In case of multivariate data you are looking at the changes of multiple variables across the time, so you should consider if you have enough information about each of the variables. As an example let ma use bank data from fma library that describes deposits in a mutual savings bank in a large metropolitan area with three variables available: end of month balance (EOM), composite AAA bond rates (AAA), and US Government 3-4 year bonds (threefour). As you can see from the plot posted below, both the individual variables and their mutual relations change over time.
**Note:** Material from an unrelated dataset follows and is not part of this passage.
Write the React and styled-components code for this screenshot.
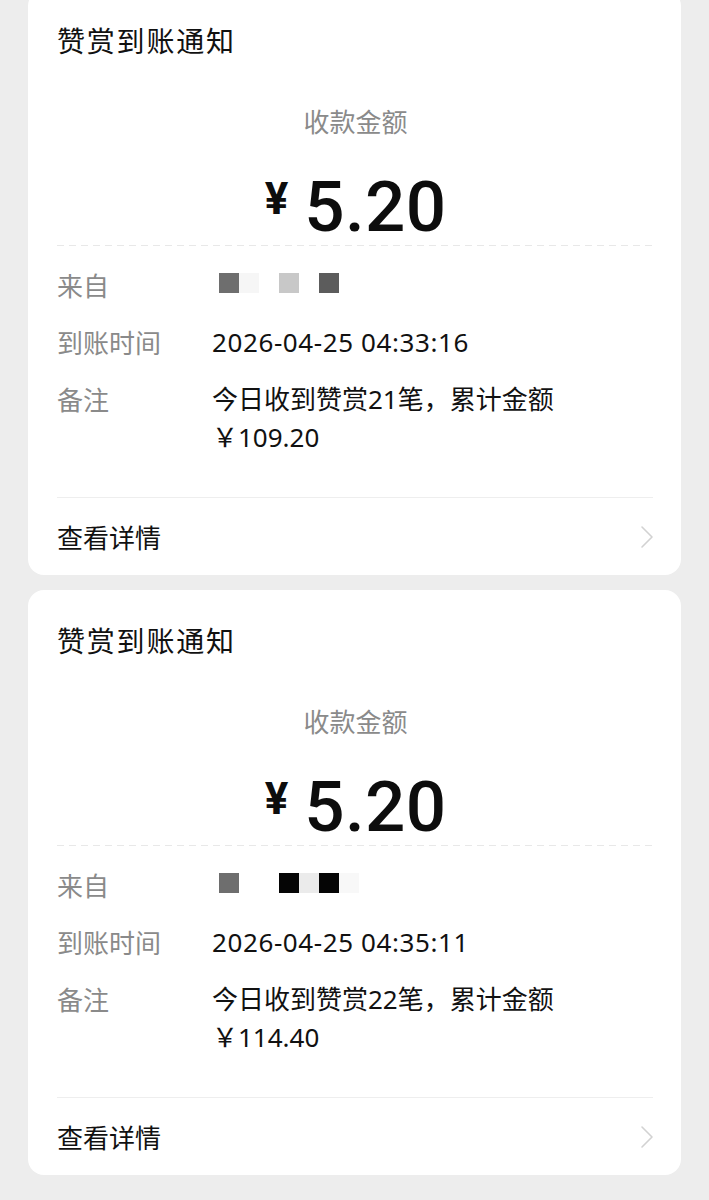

Before building your model you should consider if you have enough information about changes over time in your variables and about of their mutual relations. Answer on the question if have enough data for your forecast horizon unfortunately highly depends on what is your data (see Optimal forecast window for timeseries). You should also remember that sometimes short part of time-series may suggest some pattern (e.g. clear upward trend of AAA in bank data before time 30) that is not so obvious or nonexistent in longer term. Gathering more data, in most cases, helps you to build greater confidence about behavior of the pattern you observe over time.
Parker, D.E., Legg, T.P., and Folland, C.K. (1992). A new daily central England temperature series, 1772–1991. International Journal of Climatology, 12(4), 317-342.